Clustered Cell-Free Networking: A Graph Partitioning Approach

TL;DR

This paper introduces a graph partitioning method called RC-NetDecomp to decompose 6G millimeter wave networks into small, weakly interfered subnetworks, reducing complexity while maintaining service quality.

Contribution

It proposes a novel bipartite graph partitioning algorithm for flexible network decomposition based on per-user rate constraints, enhancing network efficiency and scalability.

Findings

Outperforms existing methods in average per-user rate

Improves fairness among users

Enhances energy efficiency

Abstract

By moving to millimeter wave (mmWave) frequencies, base stations (BSs) will be densely deployed to provide seamless coverage in sixth generation (6G) mobile communication systems, which, unfortunately, leads to severe cell-edge problem. In addition, with massive multiple-input-multiple-output (MIMO) antenna arrays employed at BSs, the beamspace channel is sparse for each user, and thus there is no need to serve all the users in a cell by all the beams therein jointly. Therefore, it is of paramount importance to develop a flexible clustered cell-free networking scheme that can decompose the whole network into a number of weakly interfered small subnetworks operating independently and in parallel.
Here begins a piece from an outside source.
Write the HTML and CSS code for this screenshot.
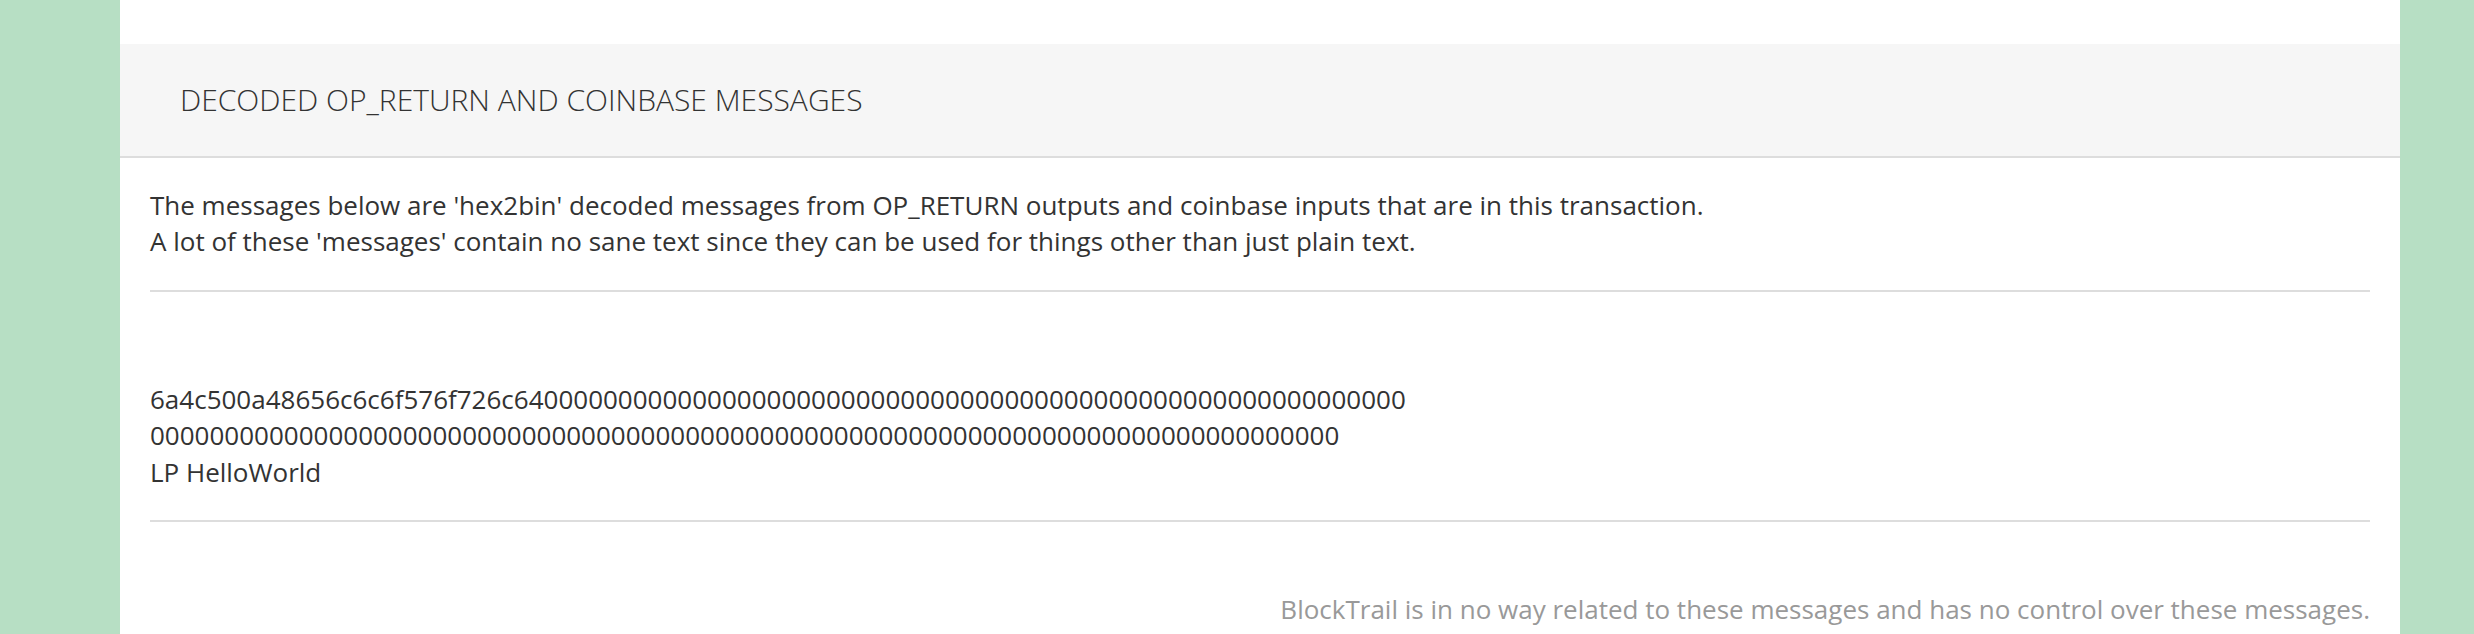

Given a per-user rate constraint for service quality guarantee, this paper aims to maximize the number of decomposed subnetworks so as to reduce the signaling overhead and system complexity as much as possible. By formulating it as a bipartite graph partitioning problem, a rate-constrained network decomposition (RC-NetDecomp) algorithm is proposed, which can smoothly tune the network structure from the current cellular network with simple beam allocation to a fully cooperative network by increasing the required per-user rate. Simulation results demonstrate that the proposed RC-NetDecomp algorithm outperforms existing baselines in terms of average per-user rate, fairness among users and energy efficiency.